Now I have to find a new mobo master for my future builds. MSI maybe...?
If your keen i would take the cpu out and have a look see for the so called “burn mark” on the cpu . If you cant see anything your probably ok and this could be due to just bad batches or maybe even mobo related. More info is needed at this time.
I've since disabled EXPO on my memory and from here on out, hope that nothing bad happened.
Setting EXPO for my 7700x (at launch) on an MSI X670 pushed SoC to 1.35v. I adjusted it back down to default (1.02v) and ran that way without issue until I sold it.
Edit: Posting from my phone.
I'd set EXPO, boot into windows and see what SoC shows using HWinfo. Then compare to what disabling EXPO shows.
*edit*
Found one of my old posts. Here's where it shows up on an MSI board in HWinfo
Would just be interesting to have a look see that's all.
It looks like VDDCR_VDD reached a maximum voltage of 1.377 volts while VDDCR_SOC only reached 1.245 volts.
A ran a Cinebench R23 test and the only change was that the VDDCR_SOC only reached 1.246 volts.
Same idea why 1.5V Vcore on Zen 2 and later is "safe" in the hands of the stock Precision Boost algorithm, but certainly unsafe once you manually punch in the same 1.5V in the static Vcore box.

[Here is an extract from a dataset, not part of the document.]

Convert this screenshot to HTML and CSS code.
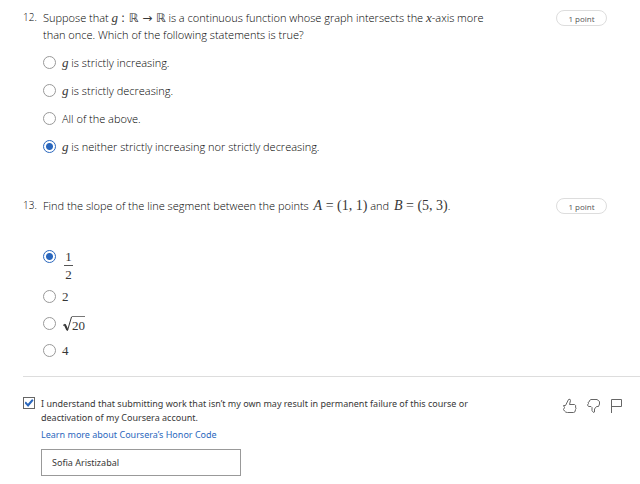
FILE: index.html
```html
<!DOCTYPE html>
<html lang="en">
<head>
<meta charset="utf-8">
<title>Quiz</title>
<link rel="stylesheet" href="styles.css">
</head>
<body>
<form class="quiz">
  <section class="question">
    <span class="number">12.</span>
    <div class="body">
      <p class="prompt">Suppose that <i class="math">g</i> <span class="mapping">: ℝ → ℝ</span> is a continuous function whose graph intersects the <i class="math">x</i>-axis more than once. Which of the following statements is true?</p>
      <div class="options">
        <label class="option"><input type="radio" name="q12"><span><i class="math">g</i> is strictly increasing.</span></label>
        <label class="option"><input type="radio" name="q12"><span><i class="math">g</i> is strictly decreasing.</span></label>
        <label class="option"><input type="radio" name="q12"><span>All of the above.</span></label>
        <label class="option"><input type="radio" name="q12" checked><span><i class="math">g</i> is neither strictly increasing nor strictly decreasing.</span></label>
      </div>
    </div>
    <span class="points">1 point</span>
  </section>

  <section class="question">
    <span class="number">13.</span>
    <div class="body">
      <p class="prompt">Find the slope of the line segment between the points <span class="math formula"><i>A</i> = (1, 1)</span> and <span class="math formula"><i>B</i> = (5, 3)</span>.</p>
      <div class="options values">
        <label class="option tall"><input type="radio" name="q13" checked><span class="math fraction"><span class="top">1</span><span>2</span></span></label>
        <label class="option"><input type="radio" name="q13"><span class="math">2</span></label>
        <label class="option"><input type="radio" name="q13"><span class="math root"><svg class="radical" viewBox="0 0 10 16" aria-hidden="true"><path d="M1 9.5 2.800 8.200 5.500 14.500 9.500 1H10" /><path class="thick" d="M2.800 8.500 5.400 14" /></svg><span class="radicand">20</span></span></label>
        <label class="option"><input type="radio" name="q13"><span class="math">4</span></label>
      </div>
    </div>
    <span class="points">1 point</span>
  </section>

  <footer class="honor">
    <input class="agree" type="checkbox" id="agree" checked>
    <div class="pledge">
      <label for="agree">I understand that submitting work that isn’t my own may result in permanent failure of this course or deactivation of my Coursera account.</label>
      <a href="#honor-code">Learn more about Coursera’s Honor Code</a>
      <input class="name" type="text" aria-label="Full name" value="Sofia Aristizabal">
    </div>
    <div class="feedback">
      <button type="button" aria-label="Like"><svg viewBox="0 0 16 16"><path d="M1.500 7.500H3.500L6.500 1.500Q8.500 .5 8.500 2.500L7.500 6.500H12.500Q14.500 7.500 13.500 9Q14.500 10.500 13.500 11.500Q13.500 14.500 11.500 14.500H5.500Q3.500 14.500 2.500 13L1.500 11.500L2.500 9.500Z"/></svg></button>
      <button type="button" aria-label="Dislike"><svg viewBox="0 0 16 16"><path d="M3.500 8.500L2.500 7L3.500 5.500L3 4.500L4.500 3.500V2.500L6 1.500H12L14.500 3.500V6L13.500 8.500H11.500L9.500 11V14L8.500 14.500L7 12.500V9.500L6 8.500Z"/></svg></button>
      <button type="button" aria-label="Report a problem"><svg viewBox="0 0 16 16"><path d="M3.500 15V1.500H13.500V8.500H3.500"/></svg></button>
    </div>
  </footer>
</form>
</body>
</html>
```
FILE: styles.css
```css
* { box-sizing: border-box; }

body {
  margin: 0;
  background: #fff;
  color: #000;
  font: 300 11px/17px "Open Sans", sans-serif;
}

.quiz { padding: 9px 0 8px 23px; }

.question {
  display: grid;
  grid-template-columns: 20px 1fr 51px;
  align-items: start;
  padding-right: 33px;
}

.question + .question { margin-top: 42px; }

.number {
  margin-top: 1px;
  font-size: 10px;
  line-height: 14px;
}

.body { padding-right: 64px; }

.prompt { margin: 0; }

.math {
  color: #373737;
  font-family: "Liberation Serif", serif;
  font-size: 13px;
  font-weight: 400;
  line-height: 1;
}

.formula {
  padding-left: 2px;
  font-size: 14px;
}

.mapping {
  color: #373737;
  font-family: "DejaVu Sans", sans-serif;
  font-size: 12px;
  font-weight: 400;
  line-height: 1;
}

.points {
  height: 16px;
  margin-top: 1px;
  border: 1px solid #ddd;
  border-radius: 8px;
  color: #555;
  font-size: 8px;
  font-weight: 400;
  line-height: 16px;
  text-align: center;
}

.options {
  display: grid;
  gap: 11px;
  margin-top: 11px;
}

.option {
  display: flex;
  align-items: center;
  gap: 6px;
  height: 17px;
}

.values { gap: 10px; margin-top: 36px; }

.option.tall { align-items: flex-start; height: 28px; }

.option input {
  appearance: none;
  flex: none;
  width: 13px;
  height: 13px;
  margin: 0;
  border: 1px solid #999;
  border-radius: 50%;
}

.option input:checked {
  border: 1px solid #2a67bd;
  background: radial-gradient(circle, #2a67bd 3px, #fff 4px);
}

.fraction {
  display: grid;
  margin-left: 2px;
  width: 9px;
  text-align: center;
}

.fraction .top {
  padding-bottom: 2px;
  margin-bottom: 2px;
  border-bottom: 1px solid #555;
}

.root { display: flex; align-items: flex-start; }

.radical {
  width: 10px;
  height: 16px;
  fill: none;
  stroke: #373737;
}

.radical .thick { stroke-width: 2; }

.radicand {
  padding-top: 2px;
  border-top: 1px solid #777;
}

.honor {
  display: grid;
  grid-template-columns: 18px 1fr 62px;
  align-items: start;
  margin-top: 17px;
  padding: 20px 16px 0 0;
  border-top: 1px solid #ddd;
  color: #373737;
  font: 400 9px/14px "Noto Sans", sans-serif;
}

.agree {
  appearance: none;
  display: grid;
  place-items: center;
  width: 12px;
  height: 12px;
  margin: 0;
  border: 1px solid #666;
}

.agree:checked::before {
  content: "";
  width: 9px;
  height: 8px;
  background: #2a67bd;
  clip-path: polygon(0 50%, 15% 32%, 38% 60%, 85% 0, 100% 18%, 40% 100%);
}

.pledge {
  display: flex;
  flex-direction: column;
  align-items: flex-start;
  padding-right: 78px;
}

.pledge a {
  margin-top: 3px;
  color: #2a67bd;
  text-decoration: none;
}

.name {
  width: 200px;
  max-width: 100%;
  height: 27px;
  margin-top: 7px;
  padding: 0 10px;
  border: 1px solid #999;
  color: inherit;
  font: inherit;
}

.feedback {
  display: flex;
  justify-content: space-between;
  padding-top: 1px;
}

.feedback button {
  padding: 0;
  border: 0;
  background: none;
}

.feedback svg {
  display: block;
  width: 16px;
  height: 16px;
  fill: none;
  stroke: #666;
}
```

Traditionally the only Zen CPUs that can actually run a shitload of current through SOC are the APUs. On AM5 you can also get close since it has an iGPU, but that involves OCing the shit out of the iGPU and running heavy 3D load on the iGPU, something derbauer definitely didn't do by running Cinebench. Through normal memory controller loads alone, the most you can hope for is maybe 20W-ish flowing through SOC.
Given the time he spends around these platforms I thought he'd know some basic fundamentals of Ryzen topology.
1.35V is pretty standard for an EXPO VSOC auto-rule and people have been one-click set-and-forget for months with no problems; I honestly doubt that's what's going on, probably something else in the firmware given Asus' statement and pulling all their old BIOSes.